== TASK STATEMENT ==
Provide only the number of lines where "that" occurs.

** Start **

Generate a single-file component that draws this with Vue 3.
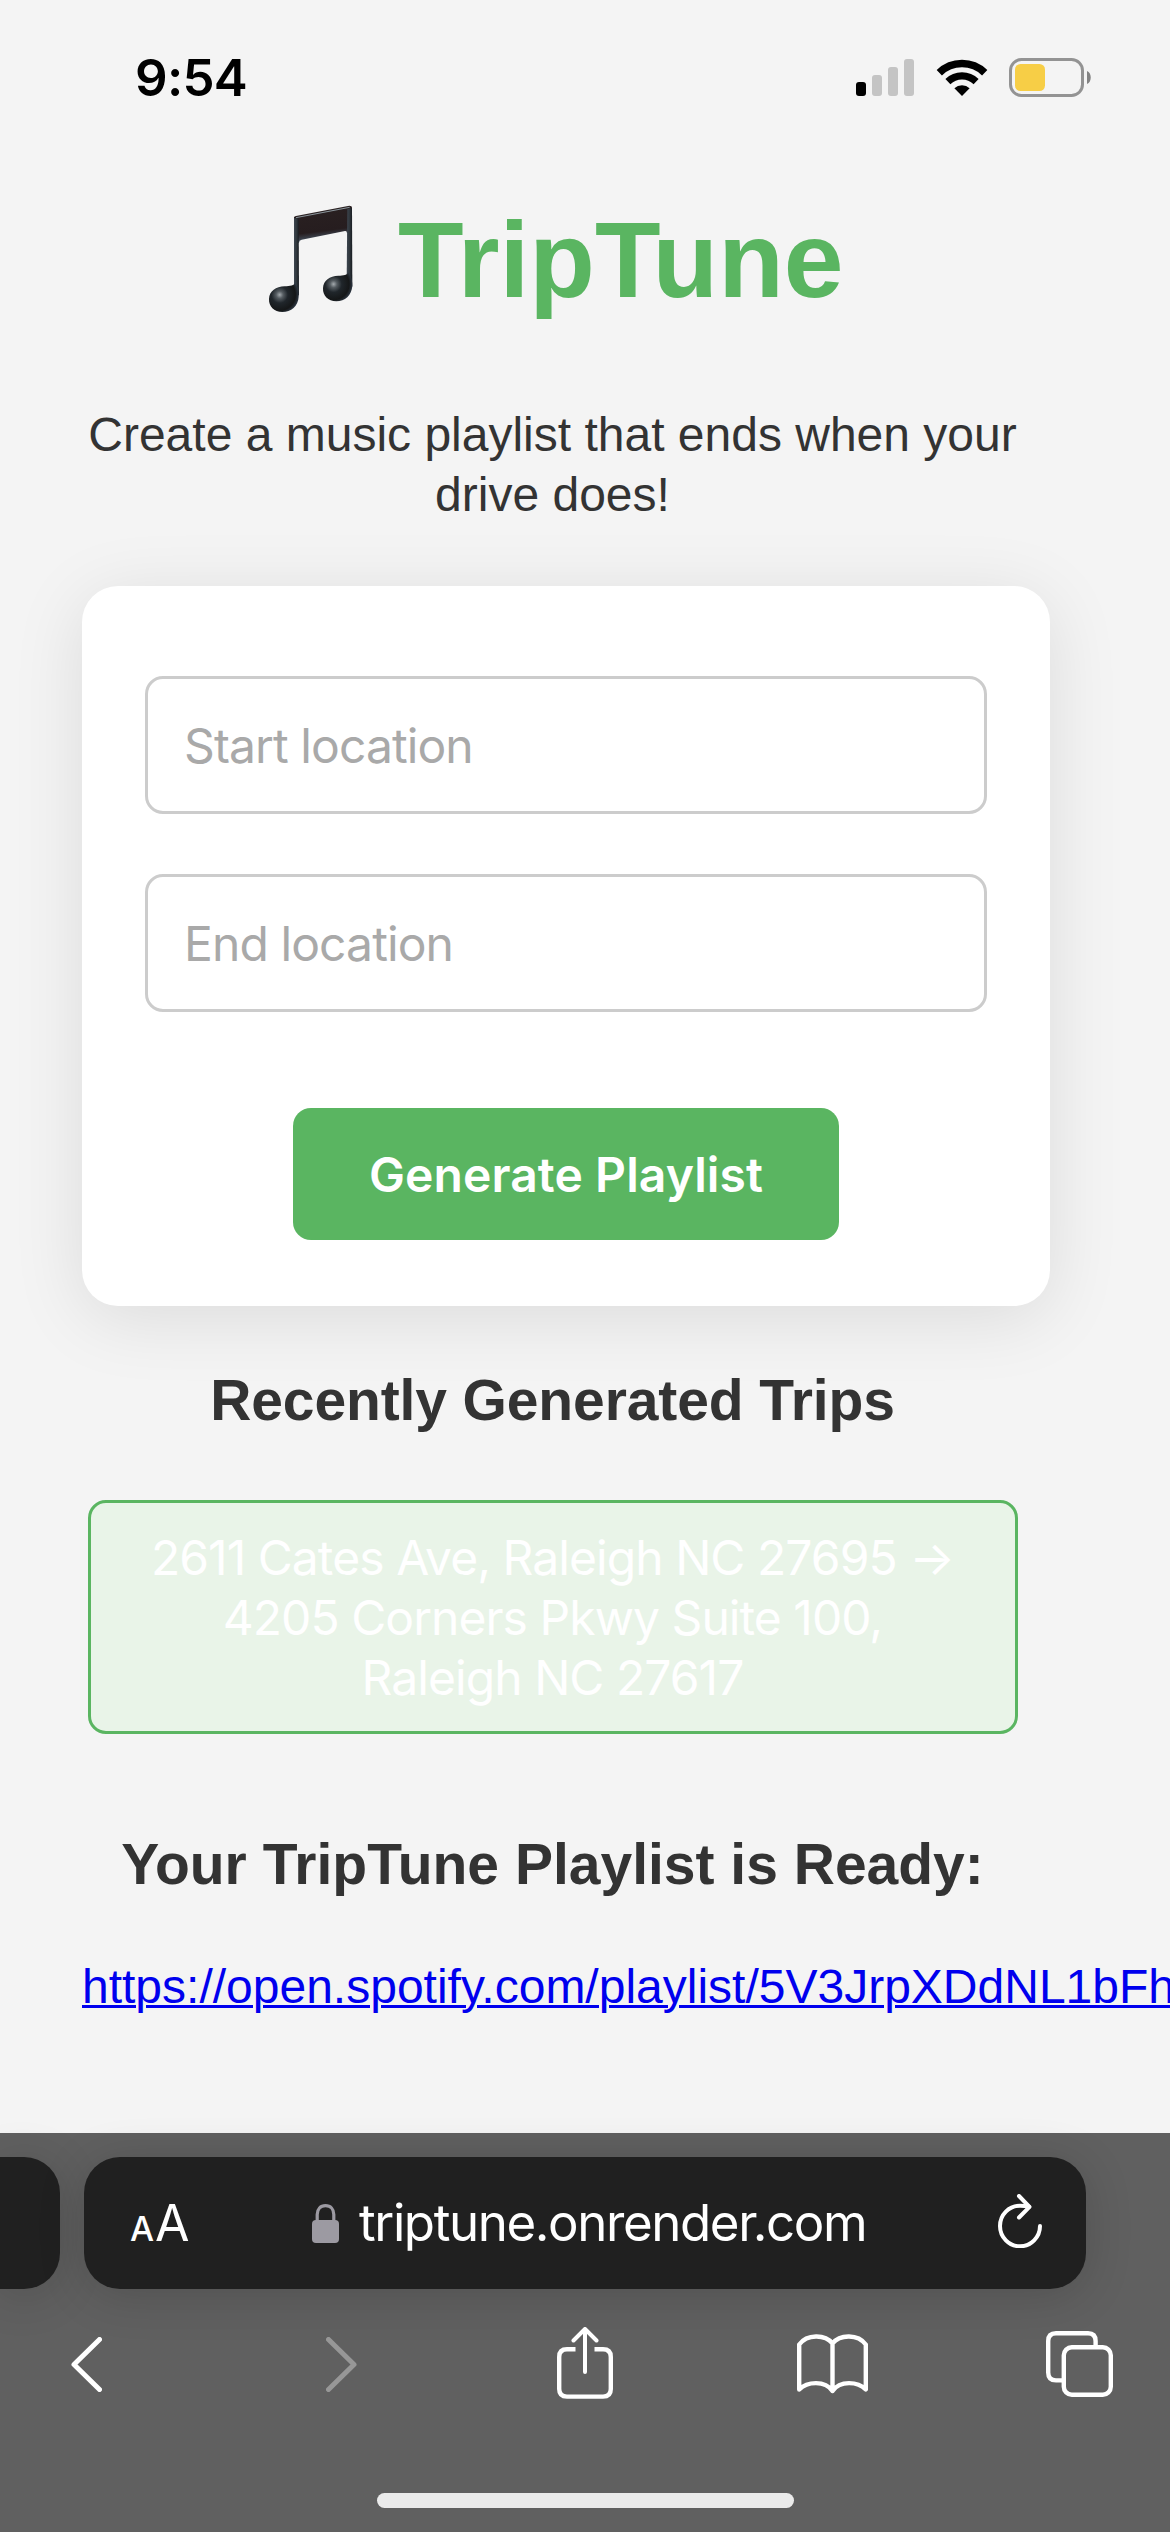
<script setup>
import { ref } from 'vue'

const start = ref('')
const end = ref('')
const playlistUrl = 'https://open.spotify.com/playlist/5V3JrpXDdNL1bFh'
</script>

<template>
  <div class="screen">
    <header class="status">
      <span class="time">9:54</span>
      <div class="indicators">
        <svg class="signal" width="58" height="37" viewBox="0 0 58 37">
          <rect x="0" y="23" width="10" height="14" rx="3" fill="#000" />
          <rect x="16" y="16" width="10" height="21" rx="3" fill="#c4c4c4" />
          <rect x="32" y="8" width="10" height="29" rx="3" fill="#c4c4c4" />
          <rect x="48" y="0" width="10" height="37" rx="3" fill="#c4c4c4" />
        </svg>
        <svg class="wifi" width="52" height="37" viewBox="0 0 52 37">
          <g fill="none" stroke="#000">
            <path d="M3.3 13.7A32.7 32.7 0 0 1 48.7 13.7" stroke-width="7.6" />
            <path d="M11.9 22.6A20.3 20.3 0 0 1 40.1 22.6" stroke-width="7.2" />
          </g>
          <path d="M26 37L18.4 29.3A11 11 0 0 1 33.6 29.3Z" />
        </svg>
        <svg class="battery" width="83" height="39" viewBox="0 0 83 39">
          <rect x="1.5" y="1.5" width="72" height="36" rx="11" fill="none" stroke="#939393" stroke-width="3" />
          <rect x="6" y="6" width="30" height="27" rx="5.5" fill="#f7ce46" />
          <path d="M78 13C83 15 83 24 78 26Z" fill="#838383" />
        </svg>
      </div>
    </header>

    <main class="page">
      <h1>
        <svg class="note" width="85" height="108" viewBox="55 45 255 324">
          <defs>
            <linearGradient id="beam" x1="0" y1="0" x2="0.2" y2="1">
              <stop offset="0" stop-color="#3a3536" />
              <stop offset="0.2" stop-color="#292021" />
              <stop offset="0.75" stop-color="#261d1f" />
              <stop offset="1" stop-color="#4a5b6c" />
            </linearGradient>
            <linearGradient id="stem">
              <stop offset="0" stop-color="#3d4650" />
              <stop offset="0.5" stop-color="#30373d" />
              <stop offset="1" stop-color="#171b20" />
            </linearGradient>
            <radialGradient id="head" cx="0.36" cy="0.42" r="0.66">
              <stop offset="0" stop-color="#a4aaae" />
              <stop offset="0.18" stop-color="#555c61" />
              <stop offset="0.42" stop-color="#20262b" />
              <stop offset="0.8" stop-color="#151718" />
              <stop offset="1" stop-color="#303b48" />
            </radialGradient>
          </defs>
          <path d="M133 82Q134 79 139 78L299 47Q307 47 307 54L304 128L292 130Q292 122 286 123L156 149Q148 151 148 158L133 158Z" fill="url(#beam)" />
          <path d="M133 84L147 86L148 318L133 300Z" fill="url(#stem)" />
          <path d="M293 58L307 54L308 290L291 270Z" fill="url(#stem)" />
          <path d="M138 277C138 289 148 292 147 320C146 348 124 366 98 366C73 366 57 349 58 327C59 303 79 290 105 289C121 289 134 287 138 277Z" fill="url(#head)" />
          <path d="M297 245C298 257 309 262 308 288C306 316 286 334 260 334C235 334 219 317 220 295C221 271 240 258 266 257C281 257 294 255 297 245Z" fill="url(#head)" />
          <path d="M139 83L300 52" fill="none" stroke="#9fadb5" stroke-width="2.5" />
        </svg>
        <span>TripTune</span>
      </h1>

      <p class="tagline">Create a music playlist that ends when your drive does!</p>

      <form class="card" @submit.prevent>
        <input v-model="start" type="text" placeholder="Start location" />
        <input v-model="end" type="text" placeholder="End location" />
        <button class="generate" type="submit">Generate Playlist</button>
      </form>

      <h2 class="recent-title">Recently Generated Trips</h2>
      <button class="trip" type="button">
        <span>2611 Cates Ave, Raleigh NC 27695 →</span>
        <span>4205 Corners Pkwy Suite 100,</span>
        <span>Raleigh NC 27617</span>
      </button>

      <h2 class="ready-title">Your TripTune Playlist is Ready:</h2>
      <a class="link" href="#">{{ playlistUrl }}</a>
    </main>

    <footer class="browser">
      <div class="tabs">
        <div class="pill previous"></div>
        <div class="pill address">
          <span class="text-size"><span class="small">A</span><span class="big">A</span></span>
          <div class="site">
            <svg width="27" height="39" viewBox="0 0 27 39">
              <path d="M5.2 18V10.5C5.2 5 8.5 1.6 13.5 1.6S21.8 5 21.8 10.5V18" fill="none" stroke="#9c9aa2" stroke-width="3.2" />
              <rect y="16" width="27" height="23" rx="4" fill="#9c9aa2" />
            </svg>
            <span class="host">triptune.onrender.com</span>
          </div>
          <svg class="reload" width="44" height="54" viewBox="0 0 44 54" fill="none" stroke="#fff" stroke-width="4" stroke-linecap="round" stroke-linejoin="round">
            <path d="M42 32A20 20.3 0 1 1 22 11.7Q27 11.7 31 12.8" />
            <path d="M21 2L31.5 12.8L21 23.5" />
          </svg>
        </div>
      </div>

      <nav class="tools">
        <svg class="back" width="31" height="55" viewBox="0 0 31 55" fill="none" stroke="#fff" stroke-width="5" stroke-linecap="round" stroke-linejoin="round"><path d="M28.5 2.5L3 27.5L28.5 52.5" /></svg>
        <svg class="forward" width="31" height="55" viewBox="0 0 31 55" fill="none" stroke="#979797" stroke-width="5" stroke-linecap="round" stroke-linejoin="round"><path d="M2.5 2.5L28 27.5L2.5 52.5" /></svg>
        <svg class="share" width="56" height="72" viewBox="0 0 56 72" fill="none" stroke="#fff" stroke-width="4.4">
          <path d="M18.5 22.3H10Q2.2 22.3 2.2 30V62Q2.2 69.6 10 69.6H46Q53.8 69.6 53.8 62V30Q53.8 22.3 46 22.3H37.5" />
          <path d="M28 45V2.5M16.5 13.5L28 2L39.5 13.5" stroke-width="4" stroke-linecap="round" stroke-linejoin="round" />
        </svg>
        <svg class="bookmarks" width="71" height="60" viewBox="0 0 71 60" fill="none" stroke="#fff" stroke-width="4.4" stroke-linecap="round" stroke-linejoin="round">
          <path d="M35.5 9.5C28 0 10 0 2.2 10.5V55.5C10 47.5 28 46 35.5 57C43 46 61 47.5 68.8 55.5V10.5C61 0 43 0 35.5 9.5V57" />
        </svg>
        <svg class="overview" width="67" height="66" viewBox="0 0 67 66" fill="none" stroke="#fff" stroke-width="4.4">
          <path d="M16 49.4H10Q2.2 49.4 2.2 41.6V10Q2.2 2.2 10 2.2H42Q49.6 2.2 49.6 10V15" />
          <rect x="17.8" y="16.3" width="47" height="47.4" rx="8" />
        </svg>
      </nav>
      <div class="home"></div>
    </footer>
  </div>
</template>

<style>
body {
  margin: 0;
  background: #f4f4f4;
}
</style>

<style scoped>
.screen {
  display: flex;
  flex-direction: column;
  width: 1170px;
  height: 2532px;
  overflow: hidden;
  background: #f4f4f4;
  color: #333;
  font-family: Arial, "Liberation Sans", sans-serif;
  font-size: 48px;
  line-height: 60px;
}

svg {
  display: block;
  flex: none;
}

.status {
  display: flex;
  flex: none;
  justify-content: space-between;
  align-items: center;
  box-sizing: border-box;
  height: 155px;
  padding: 0 78px 0 135px;
}

.time {
  color: #000;
  font: 600 51px/60px Inter, sans-serif;
  letter-spacing: -0.7px;
}

.indicators {
  display: flex;
  align-items: center;
}

.wifi {
  margin: 0 21px 0 22px;
}

.page {
  display: flex;
  flex: none;
  flex-direction: column;
  box-sizing: border-box;
  width: 1105px;
  height: 1978px;
  padding: 45px 82px 0;
}

h1 {
  display: flex;
  align-items: flex-start;
  margin: 0;
  padding-left: 186px;
  color: #5ab561;
  font-size: 107.4px;
  line-height: 120px;
  height: 120px;
}

.note {
  margin: 5px 45px 0 0;
}

.tagline {
  margin: 85px 0 61px;
  text-align: center;
}

.card {
  display: flex;
  flex-direction: column;
  align-items: center;
  box-sizing: border-box;
  width: 968px;
  height: 720px;
  padding: 90px 63px 66px;
  border-radius: 36px;
  background: #fff;
  box-shadow: 0 12px 72px rgba(0, 0, 0, 0.1);
}

input {
  box-sizing: border-box;
  width: 842px;
  height: 138px;
  margin: 0 0 60px;
  padding: 0 36px;
  border: 3px solid #ccc;
  border-radius: 18px;
  background: #fff;
  font: 400 48px Inter, sans-serif;
  letter-spacing: -0.9px;
}

input::placeholder {
  color: #a9a9a9;
  opacity: 1;
}

.generate {
  width: 546px;
  height: 132px;
  margin: 36px 0 0;
  padding: 0;
  border: 0;
  border-radius: 18px;
  background: #5ab561;
  color: #fff;
  font: 600 48px Inter, sans-serif;
  letter-spacing: 0.1px;
  white-space: nowrap;
}

h2 {
  margin: 0;
  font-size: 57px;
  line-height: 66px;
  text-align: center;
  white-space: nowrap;
}

.recent-title {
  margin-top: 61px;
  letter-spacing: -0.12px;
}

.trip {
  display: flex;
  flex-direction: column;
  align-items: center;
  align-self: center;
  box-sizing: border-box;
  width: 930px;
  height: 234px;
  margin: 67px 0 97px;
  padding: 25px 0 23px;
  border: 3px solid #5ab561;
  border-radius: 18px;
  background: #e9f4e8;
  color: #fff;
  font: 400 48px/60px Inter, sans-serif;
  letter-spacing: -0.95px;
  white-space: nowrap;
}

.link {
  margin-top: 60px;
  color: #00e;
  text-decoration: underline;
  text-decoration-thickness: 3px;
  white-space: nowrap;
}

.browser {
  display: flex;
  flex: none;
  flex-direction: column;
  box-sizing: border-box;
  height: 399px;
  padding-top: 24px;
  background: #606060;
}

.tabs {
  display: flex;
  gap: 24px;
  height: 132px;
}

.pill {
  background: #202020;
  box-shadow: 0 6px 48px rgba(0, 0, 0, 0.16);
}

.previous {
  width: 60px;
  border-radius: 0 36px 36px 0;
}

.address {
  display: flex;
  align-items: center;
  box-sizing: border-box;
  width: 1002px;
  padding: 0 44px 0 46px;
  border-radius: 36px;
  color: #fff;
  font-family: Inter, sans-serif;
}

.text-size {
  display: flex;
  align-items: baseline;
  gap: 1px;
  width: 182px;
  margin-top: 6px;
}

.small {
  font-size: 34px;
  font-weight: 500;
}

.big {
  font-size: 50px;
}

.site {
  display: flex;
  align-items: center;
  gap: 20px;
}

.host {
  font-size: 51px;
  letter-spacing: -1.4px;
}

.reload {
  margin: -4px 0 0 auto;
}

.tools {
  display: flex;
  align-items: center;
  height: 150px;
  padding-left: 71px;
}

.forward {
  margin-left: 224px;
}

.share {
  margin: -3px 0 0 200px;
}

.bookmarks {
  margin-left: 184px;
}

.overview {
  margin-left: 178px;
}

.home {
  width: 417px;
  height: 15px;
  margin: 54px auto 0 377px;
  border-radius: 8px;
  background: #ebebeb;
}
</style>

** End **

== REPLY TO THE TASK ==
2